Il y a toujours un sens à comparer, et c’est même une nécessité, mais la prudence est aussi indispensable. Aucune révolution technologique n’est strictement comparable à une autre, si cela doit vouloir dire : analogue dans ses manifestations et dans ses dimensions. En l’espèce, si l’on considère l’immensité, la gradualité, et aussi la difficulté d’une appréciation rigoureuse des transformations anthropologiques, sociales et politiques liées à l’invention et à l’usage de l’écriture, on ne conclura pas seulement que le moment d’une comparaison pertinente n’est pas encore venu : l’usage de l’écriture a constitué une mutation sans équivalent dans la suite, et les révolutions suivantes lui sont moins comparables qu’elles ne lui sont internes et subséquentes. S’agissant de la révolution numérique, qui est en un sens une révolution de l’écriture, la comparaison est sans doute plus praticable avec l’invention et la diffusion de l’imprimerie. Nous voyons bien que nos modes de lecture, nos capacités d’attention, notre réceptivité même, et donc ce que nous appelons notre culture, langage inclus, sont en train d’être modifiés par ce qui n’est pas seulement un outil, mais tout un nouvel environnement. Sous ce rapport, les changements dont on peut prendre note sont encore bien plus rapides et plus spectaculaires que ceux qu’a apportés la diffusion de l’imprimé. Mais la difficulté d’une appréciation exacte demeure.

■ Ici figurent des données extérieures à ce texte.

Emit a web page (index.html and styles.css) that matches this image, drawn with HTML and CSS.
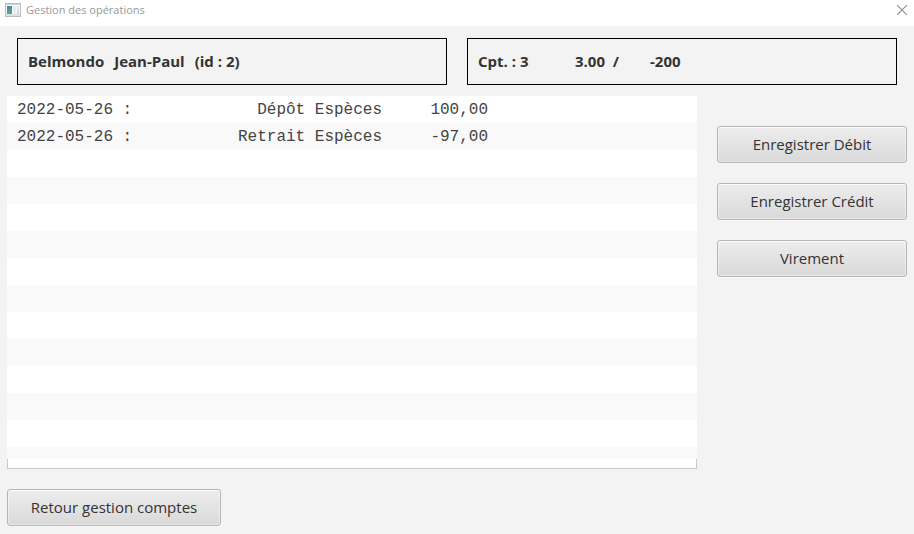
FILE: index.html
```html
<!DOCTYPE html>
<html lang="fr">
<head>
<meta charset="utf-8">
<title>Gestion des opérations</title>
<link rel="stylesheet" href="styles.css">
</head>
<body>
<header class="titlebar">
  <svg class="app-icon" width="16" height="14" viewBox="0 0 16 14" aria-hidden="true">
    <defs>
      <linearGradient id="pane" x1="0" y1="0" x2="0.4" y2="1">
        <stop offset="0" stop-color="#4a7fb5"/>
        <stop offset="1" stop-color="#4fae78"/>
      </linearGradient>
      <linearGradient id="strip" x1="0" y1="0" x2="0" y2="1">
        <stop offset="0" stop-color="#dfe6ea"/>
        <stop offset="1" stop-color="#c3dccb"/>
      </linearGradient>
    </defs>
    <rect x="0.5" y="0.5" width="15" height="13" fill="#fafafa" stroke="#b5bdc3"/>
    <rect x="1" y="1" width="14" height="1" fill="#cdd4da"/>
    <rect x="1" y="11" width="14" height="2" fill="#dde1e4"/>
    <rect x="2" y="3" width="5" height="8" fill="url(#pane)"/>
    <rect x="8" y="3" width="3" height="8" fill="#ececec"/>
    <rect x="12" y="3" width="2" height="8" fill="url(#strip)"/>
  </svg>
  <h1 class="title">Gestion des opérations</h1>
  <button class="close" type="button" aria-label="Fermer">
    <svg width="10" height="10" viewBox="0 0 10 10" aria-hidden="true">
      <path d="M0 0L10 10M10 0L0 10" stroke="#8f8f8f" stroke-width="1.1" fill="none"/>
    </svg>
  </button>
</header>
<main class="content">
  <section class="summary">
    <div class="box"><span>Belmondo</span><span>Jean-Paul</span><span>(id : 2)</span></div>
    <div class="box account"><span class="number">Cpt. : 3</span><span class="balance">3.00&nbsp; /</span><span>-200</span></div>
  </section>
  <section class="workspace">
    <div class="list">
      <div class="rows">
        <table class="operations">
          <tbody>
            <tr><td class="date">2022-05-26 :</td><td class="label">Dépôt Espèces</td><td class="amount">100,00</td><td></td></tr>
            <tr><td class="date">2022-05-26 :</td><td class="label">Retrait Espèces</td><td class="amount">-97,00</td><td></td></tr>
          </tbody>
        </table>
      </div>
      <div class="list-edge"></div>
    </div>
    <nav class="actions">
      <button class="btn" type="button">Enregistrer Débit</button>
      <button class="btn" type="button">Enregistrer Crédit</button>
      <button class="btn" type="button">Virement</button>
    </nav>
  </section>
  <footer class="footer">
    <button class="btn back" type="button">Retour gestion comptes</button>
  </footer>
</main>
</body>
</html>
```
FILE: styles.css
```css
* {
  box-sizing: border-box;
}

body {
  margin: 0;
  min-height: 100vh;
  display: flex;
  flex-direction: column;
  background: #f3f3f3;
  color: #333;
  font-family: "Segoe UI", "Open Sans", sans-serif;
  font-size: 15px;
}

.titlebar {
  display: flex;
  align-items: center;
  gap: 5px;
  height: 26px;
  padding: 0 7px 6px 5px;
  background: #fff;
}

.title {
  flex: 1;
  margin: 0;
  color: #999;
  font-size: 11px;
  font-weight: 400;
  line-height: 18px;
}

.close {
  display: flex;
  padding: 0;
  border: 0;
  background: none;
}

.content {
  flex: 1;
  display: flex;
  flex-direction: column;
  padding: 12px 7px 8px;
}

.summary {
  display: flex;
  gap: 20px;
  padding: 0 10px;
}

.box {
  flex: 1;
  display: flex;
  align-items: center;
  gap: 10px;
  height: 47px;
  padding: 0 10px 2px;
  border: 1px solid #000;
  font-size: 15px;
  font-weight: 700;
  white-space: nowrap;
}

.account {
  gap: 0;
}

.number {
  width: 97px;
}

.balance {
  width: 75px;
}

.workspace {
  flex: 1;
  display: flex;
  gap: 20px;
  margin-top: 11px;
}

.list {
  flex: 1;
  display: flex;
  flex-direction: column;
}

.rows {
  flex: 1;
  background: repeating-linear-gradient(#fff 0 27px, #f9f9f9 27px 54px);
}

.list-edge {
  height: 10px;
  border: 1px solid #c8c8c8;
  border-top: 0;
  background: #fff;
}

.operations {
  width: 100%;
  table-layout: fixed;
  border-collapse: collapse;
  color: #444;
  font-family: "Liberation Mono", monospace;
  font-size: 16px;
  line-height: 25px;
}

.operations td {
  height: 27px;
  padding: 2px 0 0;
  white-space: nowrap;
}

.operations .date {
  width: 135px;
  padding-left: 10px;
}

.operations .label {
  width: 240px;
  text-align: right;
}

.operations .amount {
  width: 106px;
  text-align: right;
}

.actions {
  display: flex;
  flex-direction: column;
  gap: 20px;
  width: 190px;
  padding-top: 30px;
}

.btn {
  height: 37px;
  padding: 0 20px 2px;
  border: 1px solid #b5b5b5;
  border-radius: 3px;
  background: linear-gradient(#ededed, #d9d9d9);
  box-shadow: inset 0 0 0 1px rgba(255, 255, 255, 0.4), inset 0 1px 0 #fafafa, 0 1px 0 #fafafa;
  color: #333;
  font: inherit;
}

.footer {
  margin-top: 20px;
}

.back {
  min-width: 214px;
}
```
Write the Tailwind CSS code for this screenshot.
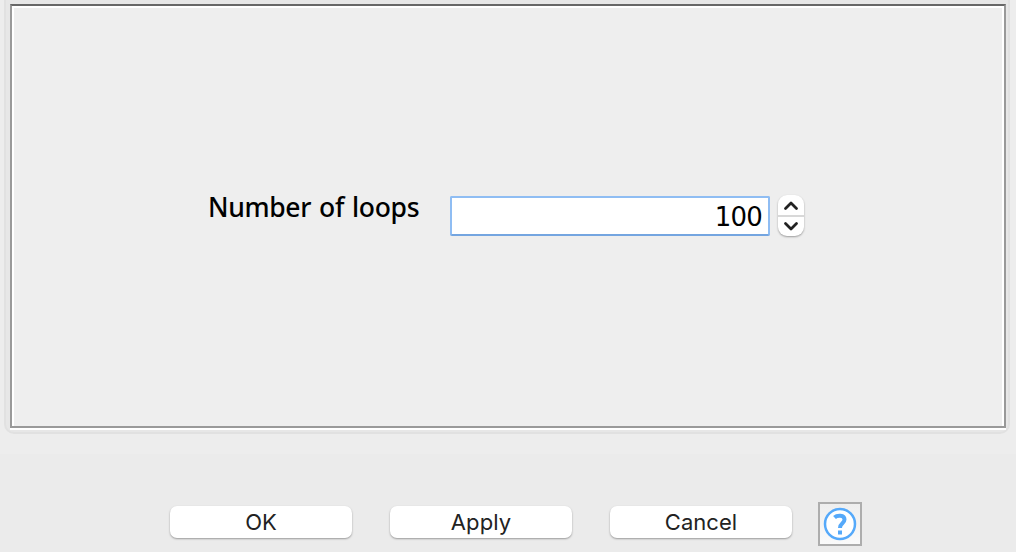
<!DOCTYPE html>
<html lang="en">
<head>
<meta charset="utf-8">
<title>Number of loops</title>
<script src="https://cdn.jsdelivr.net/npm/@tailwindcss/browser@4"></script>
</head>
<body class="w-[1016px] h-[552px] overflow-hidden bg-[#ebebeb] flex flex-col">
<main class="h-[454px] shrink-0 bg-[#ededed] pl-1 pr-[6px]">
  <section class="h-[434px] rounded-b-[10px] border-2 border-t-0 border-[#e1e1e1] bg-[#e7e7e7] pt-1 pl-1 pr-[2px]">
    <div class="w-[996px] h-[426px] border-b-2 border-white">
      <div class="h-[424px] border-2 border-[#999] border-t-[#676767]">
        <div class="h-[420px] border-2 border-b-0 border-white bg-[#eee] flex items-start pt-[188px] pl-[194px]">
          <label for="loops" class="w-[242px] mt-[-8px] h-[38px] leading-[38px] whitespace-nowrap font-['Noto_Sans',sans-serif] font-medium text-[26.5px] tracking-[-0.35px] [word-spacing:1.5px] text-black">Number of loops</label>
          <input id="loops" value="100" class="w-[320px] h-10 rounded-[2px] border-2 border-[#8fbdf3] border-b-[#74a5e0] bg-white pt-0.5 pr-[6px] text-right font-['DejaVu_Sans',sans-serif] text-[26px] tracking-[-0.8px] text-black outline-none">
          <div class="ml-2 mt-[-1px] w-[26px] h-[41px] rounded-[9px] bg-white shadow-[0_1px_2px_rgba(0,0,0,0.35)] flex flex-col">
            <button aria-label="Increase" class="h-5 flex justify-center items-center"><svg class="w-4 h-4" viewBox="0 0 16 16" fill="none" stroke="#222" stroke-width="2.8" stroke-linecap="round" stroke-linejoin="round"><path d="M2.500 11.500 8 6l5.500 5.500"/></svg></button>
            <span class="h-0.5 bg-[#d8d8d8]"></span>
            <button aria-label="Decrease" class="h-[19px] flex justify-center items-center"><svg class="w-4 h-4" viewBox="0 0 16 16" fill="none" stroke="#222" stroke-width="2.8" stroke-linecap="round" stroke-linejoin="round"><path d="M2.500 4.500 8 10l5.500-5.500"/></svg></button>
          </div>
        </div>
      </div>
    </div>
  </section>
</main>
<footer class="flex items-start pt-[52px] pl-[170px] font-['Inter',sans-serif] text-[22px] text-[#222]">
  <button class="w-[182px] h-8 mr-[38px] rounded-[7px] bg-white shadow-[0_1px_2px_rgba(0,0,0,0.35)] leading-8">OK</button>
  <button class="w-[182px] h-8 mr-[38px] rounded-[7px] bg-white shadow-[0_1px_2px_rgba(0,0,0,0.35)] leading-8 tracking-[0.1px]">Apply</button>
  <button class="w-[182px] h-8 mr-[26px] rounded-[7px] bg-white shadow-[0_1px_2px_rgba(0,0,0,0.35)] leading-8 tracking-[0.05px]">Cancel</button>
  <button aria-label="Help" class="mt-[-4px] w-11 h-11 border-2 border-[#adadad] bg-linear-to-b from-[#eeeeee] to-[#fafafa] flex items-center justify-center">
    <svg class="w-10 h-10" viewBox="0 0 40 40" fill="none" stroke="#55a9fa"><circle cx="20" cy="20" r="15" fill="#fff" stroke-width="2.5"/><path d="M14.500 13.500C17 11 24.500 10.500 24.500 15.500c0 4-4.500 3.500-4.500 8.500" stroke-width="4"/><path d="M18 26.500h4v4h-4z" fill="#55a9fa" stroke="none"/></svg>
  </button>
</footer>
</body>
</html>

Je ne crois pas du tout qu’on puisse dire, avec Michel Serres dans Petite Poucette, que toute notre mémoire est maintenant externalisée et que nous sommes tous comme saint Denis, portant notre tête dans nos mains. C’est là un curieux évangile à base de fantasmagorie. D’une manière générale, on se presse toujours trop de dire de ceci ou de cela : « c’est fini, maintenant nous sommes dans une autre sphère ». Ce n’est jamais vrai. On sous-estime toujours la persistance des anciennes formes ; le nouveau s’ajoute à l’ancien, le complique, l’attaque, mais ne l’anéantit pas. Et surtout, la question du bon usage ou du bon régime est toujours posée.

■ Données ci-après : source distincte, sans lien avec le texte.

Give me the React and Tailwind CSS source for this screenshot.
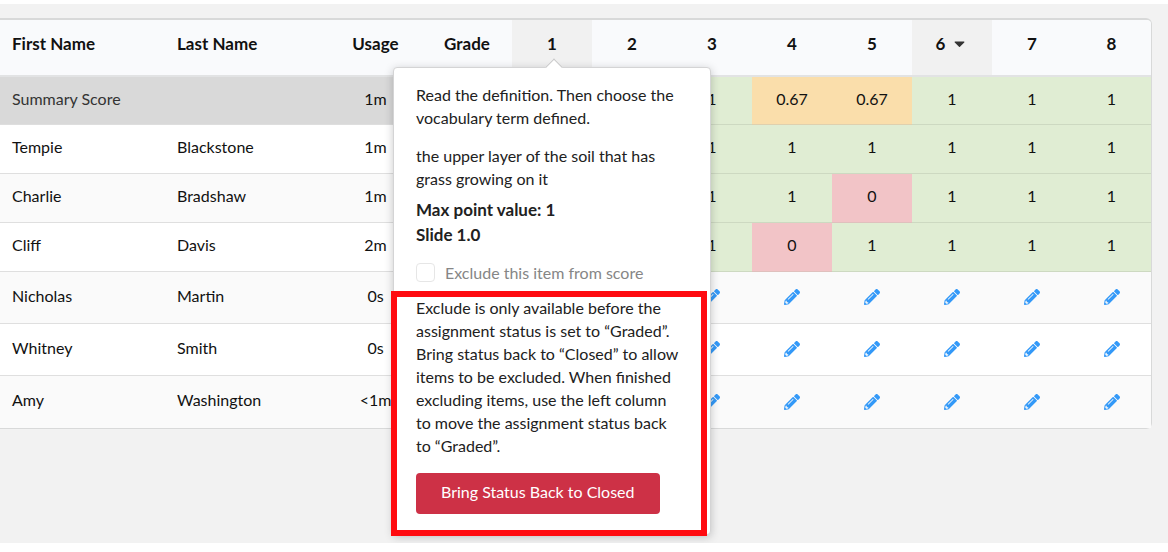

Croyez-vous que l’arrivée massive des nouvelles technologies dans nos écoles rende caduque l’opposition entre « pédagogues » et « républicains » qui a longtemps structuré les débats en matière d’éducation ?

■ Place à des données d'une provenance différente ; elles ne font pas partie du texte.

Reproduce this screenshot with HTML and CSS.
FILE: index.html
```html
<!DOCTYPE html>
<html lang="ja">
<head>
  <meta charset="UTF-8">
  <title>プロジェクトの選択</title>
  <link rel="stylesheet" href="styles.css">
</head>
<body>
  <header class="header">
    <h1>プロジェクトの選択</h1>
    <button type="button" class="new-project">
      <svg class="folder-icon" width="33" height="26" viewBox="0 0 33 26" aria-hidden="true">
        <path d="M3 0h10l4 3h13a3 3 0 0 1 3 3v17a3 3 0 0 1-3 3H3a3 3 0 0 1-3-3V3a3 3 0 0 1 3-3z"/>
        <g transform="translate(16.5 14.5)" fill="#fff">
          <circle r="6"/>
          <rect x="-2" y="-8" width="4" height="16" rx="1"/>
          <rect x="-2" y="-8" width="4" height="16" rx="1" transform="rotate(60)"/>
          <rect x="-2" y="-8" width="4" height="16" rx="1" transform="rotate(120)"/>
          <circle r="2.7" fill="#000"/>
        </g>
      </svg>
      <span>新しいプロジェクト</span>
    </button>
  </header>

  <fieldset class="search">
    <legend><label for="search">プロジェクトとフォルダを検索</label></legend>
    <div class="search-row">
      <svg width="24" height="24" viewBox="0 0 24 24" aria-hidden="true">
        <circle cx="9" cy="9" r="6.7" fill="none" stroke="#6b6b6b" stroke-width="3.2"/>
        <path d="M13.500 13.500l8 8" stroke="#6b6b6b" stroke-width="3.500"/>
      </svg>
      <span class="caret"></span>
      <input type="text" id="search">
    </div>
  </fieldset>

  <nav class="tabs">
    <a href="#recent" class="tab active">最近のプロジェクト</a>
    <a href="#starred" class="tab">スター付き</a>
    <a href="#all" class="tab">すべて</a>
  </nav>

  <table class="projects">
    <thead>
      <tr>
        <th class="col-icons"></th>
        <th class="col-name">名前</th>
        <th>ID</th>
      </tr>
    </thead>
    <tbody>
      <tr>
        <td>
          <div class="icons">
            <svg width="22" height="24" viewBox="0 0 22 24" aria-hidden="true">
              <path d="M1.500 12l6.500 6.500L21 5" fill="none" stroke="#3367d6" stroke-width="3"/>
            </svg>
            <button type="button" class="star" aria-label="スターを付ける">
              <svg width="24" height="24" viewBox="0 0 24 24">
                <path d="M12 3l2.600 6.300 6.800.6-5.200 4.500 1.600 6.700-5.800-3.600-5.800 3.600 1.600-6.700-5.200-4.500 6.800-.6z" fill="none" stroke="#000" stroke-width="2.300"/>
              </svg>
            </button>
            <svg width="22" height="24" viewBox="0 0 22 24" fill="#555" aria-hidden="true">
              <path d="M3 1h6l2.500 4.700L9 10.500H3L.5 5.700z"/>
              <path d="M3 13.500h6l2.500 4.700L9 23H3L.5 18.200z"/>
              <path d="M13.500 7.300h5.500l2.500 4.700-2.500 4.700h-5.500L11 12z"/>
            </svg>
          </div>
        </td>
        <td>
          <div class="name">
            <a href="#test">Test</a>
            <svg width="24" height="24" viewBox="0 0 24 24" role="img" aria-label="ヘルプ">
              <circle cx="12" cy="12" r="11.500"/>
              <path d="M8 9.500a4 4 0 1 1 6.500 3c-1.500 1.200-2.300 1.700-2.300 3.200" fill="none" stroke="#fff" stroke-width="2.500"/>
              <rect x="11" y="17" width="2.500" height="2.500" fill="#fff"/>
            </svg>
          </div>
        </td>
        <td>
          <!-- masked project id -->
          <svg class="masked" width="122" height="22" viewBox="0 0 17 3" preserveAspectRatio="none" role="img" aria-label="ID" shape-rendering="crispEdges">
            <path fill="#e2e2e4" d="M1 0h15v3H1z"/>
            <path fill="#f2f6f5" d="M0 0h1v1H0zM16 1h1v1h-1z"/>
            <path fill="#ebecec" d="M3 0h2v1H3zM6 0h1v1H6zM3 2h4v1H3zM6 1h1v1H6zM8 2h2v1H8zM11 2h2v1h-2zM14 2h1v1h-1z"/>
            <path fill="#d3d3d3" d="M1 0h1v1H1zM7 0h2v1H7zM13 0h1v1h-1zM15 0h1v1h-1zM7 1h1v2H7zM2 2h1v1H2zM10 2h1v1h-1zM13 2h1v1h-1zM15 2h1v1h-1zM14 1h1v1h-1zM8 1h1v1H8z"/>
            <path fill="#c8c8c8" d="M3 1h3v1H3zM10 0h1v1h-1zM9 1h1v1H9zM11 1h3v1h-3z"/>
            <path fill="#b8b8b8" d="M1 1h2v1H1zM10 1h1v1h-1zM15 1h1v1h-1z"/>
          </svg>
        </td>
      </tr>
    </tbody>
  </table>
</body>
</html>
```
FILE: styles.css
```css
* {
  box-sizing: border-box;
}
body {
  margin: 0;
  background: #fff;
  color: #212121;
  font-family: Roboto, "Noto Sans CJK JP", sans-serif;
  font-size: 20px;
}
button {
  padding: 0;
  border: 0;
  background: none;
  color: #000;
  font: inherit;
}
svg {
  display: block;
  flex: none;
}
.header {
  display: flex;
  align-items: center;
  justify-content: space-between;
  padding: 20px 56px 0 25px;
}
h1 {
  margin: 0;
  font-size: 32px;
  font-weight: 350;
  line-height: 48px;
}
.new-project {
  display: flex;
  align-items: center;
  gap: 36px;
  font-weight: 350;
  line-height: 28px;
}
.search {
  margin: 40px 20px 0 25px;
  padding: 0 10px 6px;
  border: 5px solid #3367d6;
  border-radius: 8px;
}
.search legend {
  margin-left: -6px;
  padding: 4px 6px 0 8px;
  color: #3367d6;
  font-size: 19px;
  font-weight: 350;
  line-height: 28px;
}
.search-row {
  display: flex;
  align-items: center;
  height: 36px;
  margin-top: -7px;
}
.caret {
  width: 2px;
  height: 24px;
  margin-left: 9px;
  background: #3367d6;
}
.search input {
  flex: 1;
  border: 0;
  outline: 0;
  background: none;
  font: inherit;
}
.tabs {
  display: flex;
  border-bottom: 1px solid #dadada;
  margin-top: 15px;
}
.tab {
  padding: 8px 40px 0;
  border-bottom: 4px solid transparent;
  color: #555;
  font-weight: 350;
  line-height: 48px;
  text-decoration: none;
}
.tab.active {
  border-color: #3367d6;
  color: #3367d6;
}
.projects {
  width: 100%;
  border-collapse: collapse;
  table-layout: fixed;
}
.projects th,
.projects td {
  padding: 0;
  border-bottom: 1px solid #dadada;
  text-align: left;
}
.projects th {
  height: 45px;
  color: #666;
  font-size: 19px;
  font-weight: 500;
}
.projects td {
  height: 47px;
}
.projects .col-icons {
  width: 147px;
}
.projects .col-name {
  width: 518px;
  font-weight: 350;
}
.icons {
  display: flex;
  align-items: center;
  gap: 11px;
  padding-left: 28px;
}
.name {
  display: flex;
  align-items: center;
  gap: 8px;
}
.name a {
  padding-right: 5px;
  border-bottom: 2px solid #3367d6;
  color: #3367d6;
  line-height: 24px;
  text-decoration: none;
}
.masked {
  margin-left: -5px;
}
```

La question est à plusieurs étages. Si l’on veut bien prendre un peu de recul, l’opposition entre « pédagogues » et « républicains » a structuré les débats sur l’éducation, en France, du début des années 1980 au milieu des années 2000. Elle a aujourd’hui perdu en vigueur, pour des raisons qui tiennent moins à l’introduction, encore timide, du numérique dans nos écoles, qu’à un désenchantement généralisé, aux effets déstructurants des politiques néo-libérales, et aussi à l’usure de discours qui finissent par tourner à vide, et qui d’ailleurs ont été peu à peu privés des supports médiatiques dont ils avaient bénéficié durant des années. Je ne suis pas en train de dire que l’opposition dont il s’agit a perdu toute réalité et toute pertinence. D’une part, elle a gardé sa base sociologique (organisée de manière complexe autour des concours, des divisions catégorielles du corps enseignant et des sensibilités politiques et confessionnelles) ; d’autre part, on observe bien un clivage persistant entre l’approche de l’enseignement en termes de transmission des savoirs et son approche en termes d’accompagnement des élèves. Il ne s’agit pas non plus de renvoyer les deux camps dos à dos. Mais cette opposition, dans ses versions les plus simplificatrices, est de toute manière fatiguée, en partie du fait de facteurs intrinsèques, en partie du fait que les enseignants, de quelque bord qu’ils soient, ont maintenant le sentiment de n’avoir plus de prise sur l’évolution du système. Quant aux nouvelles technologies, il est clair que leur utilisation croissante va de pair avec une hégémonie croissante du discours du tout-compétences, qui représente un asservissement généralisé des pratiques d’enseignement, que nous devons absolument combattre. Mais en même temps, l’irruption du numérique nous oblige à nous reposer de manière large la question de la nature, des formes et de l’efficacité de notre action pédagogique. En ce sens, c’est une occasion de renouveler, au-delà de formes désormais calcifiées, les termes mêmes de la discussion sur l’éducation scolaire. C’est ce à quoi, dans l’École, question philosophique, j’essaie pour ma part d’appeler et de travailler.